Ronaldo Guiaro

Personal information
- Date of birth: 18 February 1974 (age 52)
- Place of birth: Piracicaba, Brazil
- Height: 1.86 m (6 ft 1 in)
- Position: Centre-back

Team information
- Current team: XV de Piracicaba (assistant)

Senior career*
- Years: Team / Apps / (Gls)
- 1993–1994: Guarani
- 1994–1996: Atlético Mineiro / 8 / (0)
- 1996–2001: Benfica / 111 / (4)
- 2001–2005: Beşiktaş / 110 / (8)
- 2005–2007: Santos / 42 / (0)
- 2007–2011: Aris / 84 / (3)
- Total:  / 387 / (15)

International career
- 1996: Brazil Olympic / 13 / (1)
- 1996: Brazil / 1 / (0)

Managerial career
- 2015–2017: XV de Piracicaba U20
- 2017: XV de Piracicaba
- 2022–: XV de Piracicaba (assistant)

Medal record
Men's Football
| Bronze medal – third place | 1996 Atlanta | Team competition |

= Ronaldo Guiaro =

Brazilian footballer (born 1974)

Ronaldo Guiaro (born 18 February 1974) is a Brazilian professional football coach and former player who is the assistant coach of XV de Piracicaba. As a player, he was a centre-back who began his career at Guarani and went on to spend most of his playing years in Europe, notably for Benfica and Beşiktaş.

==Club career==
Born in Piracicaba, São Paulo, Ronaldo started playing with Guarani, moving to Atlético Mineiro shortly after. In 1996, aged 22, he joined S.L. Benfica in Portugal, backing up Jorge Bermúdez and Hélder Cristóvão in his first season but became the club's first-choice afterwards as they failed to win any silverware.
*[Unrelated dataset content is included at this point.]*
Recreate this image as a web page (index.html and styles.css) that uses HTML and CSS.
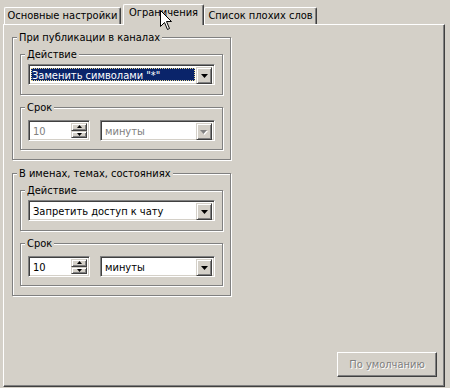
FILE: index.html
```html
<!DOCTYPE html>
<html lang="ru">
<head>
  <meta charset="UTF-8">
  <title>Ограничения</title>
  <link rel="stylesheet" href="styles.css">
</head>
<body>

  <div class="tabs">
    <div class="tab tab-first">Основные настройки</div>
    <div class="tab active">Ограничения</div>
    <div class="tab tab-last">Список плохих слов</div>
  </div>

  <div class="panel">

    <div class="group outer">
      <div class="title">При публикации в каналах</div>

      <div class="group inner">
        <div class="title">Действие</div>
        <div class="combo">
          <span class="combo-text selected">Заменить символами "*"</span>
          <span class="btn3d drop"><svg width="7" height="4" viewBox="0 0 7 4"><polygon points="0,0 7,0 3.5,4" fill="#000"/></svg></span>
        </div>
      </div>

      <div class="group inner term">
        <div class="title">Срок</div>
        <div class="row">
          <div class="spin disabled">
            <span class="combo-text">10</span>
            <span class="spin-btns">
              <span class="btn3d up"><svg width="5" height="3" viewBox="0 0 5 3"><polygon points="2.5,0 5,3 0,3" fill="#000"/></svg></span>
              <span class="btn3d down"><svg width="5" height="3" viewBox="0 0 5 3"><polygon points="0,0 5,0 2.5,3" fill="#000"/></svg></span>
            </span>
          </div>
          <div class="combo disabled">
            <span class="combo-text">минуты</span>
            <span class="btn3d drop"><svg width="8" height="5" viewBox="0 0 8 5"><polygon points="1,1 8,1 4.5,5" fill="#fff"/><polygon points="0,0 7,0 3.5,4" fill="#808080"/></svg></span>
          </div>
        </div>
      </div>
    </div>

    <div class="group outer second">
      <div class="title">В именах, темах, состояниях</div>

      <div class="group inner">
        <div class="title">Действие</div>
        <div class="combo">
          <span class="combo-text">Запретить доступ к чату</span>
          <span class="btn3d drop"><svg width="7" height="4" viewBox="0 0 7 4"><polygon points="0,0 7,0 3.5,4" fill="#000"/></svg></span>
        </div>
      </div>

      <div class="group inner term">
        <div class="title">Срок</div>
        <div class="row">
          <div class="spin">
            <span class="combo-text">10</span>
            <span class="spin-btns">
              <span class="btn3d up"><svg width="5" height="3" viewBox="0 0 5 3"><polygon points="2.5,0 5,3 0,3" fill="#000"/></svg></span>
              <span class="btn3d down"><svg width="5" height="3" viewBox="0 0 5 3"><polygon points="0,0 5,0 2.5,3" fill="#000"/></svg></span>
            </span>
          </div>
          <div class="combo">
            <span class="combo-text">минуты</span>
            <span class="btn3d drop"><svg width="7" height="4" viewBox="0 0 7 4"><polygon points="0,0 7,0 3.5,4" fill="#000"/></svg></span>
          </div>
        </div>
      </div>
    </div>

    <div class="footer">
      <button class="default-btn" disabled>По умолчанию</button>
    </div>
  </div>

  <!-- mouse pointer over the active tab -->
  <svg class="cursor" width="13" height="21" viewBox="0 0 13 21">
    <path d="M0.5 0.5 L0.5 16.5 L4.5 12.5 L7.5 19.5 L9.5 18.5 L6.5 11.5 L11.5 11.5 Z" fill="#fff" stroke="#000" stroke-width="1"/>
  </svg>

</body>
</html>
```

FILE: styles.css
```css
* {
  box-sizing: border-box;
}

body {
  margin: 0;
  width: 450px;
  height: 388px;
  overflow: hidden;
  position: relative;
  background: #d4d0c8;
  color: #000;
  font-family: "DejaVu Sans Condensed", "Liberation Sans", sans-serif;
  font-size: 11px;
}

/* Tabs */
.tabs {
  display: flex;
  align-items: flex-end;
  height: 24px;
  padding-left: 4px;
  position: relative;
  z-index: 1;
}

.tab {
  height: 17px;
  line-height: 15px;
  text-align: center;
  border: 1px solid;
  border-bottom: none;
  border-color: #fff #404040 #fff #fff;
  border-radius: 2px 2px 0 0;
  box-shadow: inset -1px 0 #808080;
  background: #d4d0c8;
  white-space: nowrap;
}

.tab-first {
  width: 117px;
  margin-right: 2px;
}

.tab.active {
  width: 81px;
  height: 21px;
  line-height: 16px;
  margin-bottom: -1px;
}

.tab-last {
  width: 113px;
}

/* Tab page */
.panel {
  margin-left: 3px;
  width: 442px;
  height: 363px;
  border: 1px solid;
  border-color: #fff #404040 #404040 #fff;
  box-shadow: inset -1px -1px #808080;
  padding: 12px 7px 9px 8px;
  display: flex;
  flex-direction: column;
}

/* Group boxes */
.group {
  border: 1px solid #808080;
  box-shadow: inset 1px 1px #fff, 1px 1px #fff;
  padding: 0 7px;
}

.group .title {
  display: table;
  margin: -7px 0 0 -3px;
  padding: 0 2px;
  line-height: 13px;
  background: #d4d0c8;
  white-space: nowrap;
}

.outer {
  width: 219px;
  padding-bottom: 9px;
}

.outer.second {
  margin-top: 13px;
}

.inner {
  margin-top: 10px;
  padding-bottom: 9px;
}

.inner .combo {
  margin-top: 3px;
}

.inner.term {
  margin-top: 12px;
  padding-bottom: 8px;
}

.row {
  display: flex;
  gap: 10px;
  margin-top: 6px;
}

.row .combo {
  flex: 1;
  margin-top: 0;
}

/* Combo and spin edits */
.combo,
.spin {
  display: flex;
  height: 21px;
  padding: 2px;
  background: #fff;
  border: 1px solid;
  border-color: #808080 #fff #fff #808080;
  box-shadow: inset 1px 1px #404040, inset -1px -1px #d4d0c8;
}

.spin {
  width: 62px;
}

.combo-text {
  flex: 1;
  padding-left: 2px;
  line-height: 17px;
  white-space: nowrap;
  overflow: hidden;
}

.combo-text.selected {
  margin: 1px 1px 1px 0;
  padding-left: 1px;
  line-height: 15px;
  background: #0a246a;
  color: #fff;
  outline: 1px dotted #e8d890;
  outline-offset: -1px;
}

.disabled .combo-text {
  color: #808080;
}

.btn3d {
  display: flex;
  align-items: center;
  justify-content: center;
  background: #d4d0c8;
  border: 1px solid;
  border-color: #d4d0c8 #404040 #404040 #d4d0c8;
  box-shadow: inset 1px 1px #fff, inset -1px -1px #808080;
}

.drop {
  width: 16px;
  height: 17px;
}

.drop svg {
  margin-top: 1px;
}

.spin-btns {
  display: flex;
  flex-direction: column;
  width: 16px;
}

.spin-btns .up {
  height: 9px;
}

.spin-btns .down {
  height: 8px;
}

/* Bottom button */
.footer {
  margin-top: auto;
  display: flex;
  justify-content: flex-end;
}

.default-btn {
  width: 100px;
  height: 25px;
  padding: 0;
  font-family: inherit;
  font-size: 11px;
  background: #d4d0c8;
  color: #808080;
  text-shadow: 1px 1px #fff;
  border: 1px solid;
  border-color: #fff #404040 #404040 #fff;
  box-shadow: inset -1px -1px #808080;
  border-radius: 0;
}

.cursor {
  position: absolute;
  left: 160px;
  top: 10px;
  z-index: 2;
}
```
After five seasons with Benfica, Ronaldo signed for Beşiktaş J.K. in Turkey. There, he was also an undisputed starter for the majority of his spell. In the 2002–03 season, he only missed one match in the Süper Lig as the Istanbul team won the title after eight years.

Aged 31, Ronaldo returned to his native Brazil. But two years later, he moved abroad again to join Aris in the Super League Greece as a defensive mainstay. He played for the Greek club for several seasons, helping them qualify three times to the UEFA Cup, now known as the UEFA Europa League.

==International career==
Ronaldo represented the bronze medal-winning Brazil squad at the 1996 Summer Olympics, playing in all matches. Another Ronaldo was also present in the squad, but he wore "Ronaldinho" (meaning "little Ronaldo") on the back of his shirt since Ronaldo was two years older than him. He also made one appearance for the senior team in 1996.

==Honours==
Atlético Mineiro
- Campeonato Mineiro: 1995

Benfica
- Taça de Portugal runner-up: 1996–97

Beşiktaş
- Süper Lig: 2002–03
- Turkish Cup runner-up: 2001–02

Santos
- Campeonato Paulista: 2006, 2007

Aris
- Greek Football Cup runner-up: 2007–08, 2009–10

Brazil
- Summer Olympic Games: Bronze medal 1996

Individual
- Beşiktaş J.K. Squads of Century (Silver Team)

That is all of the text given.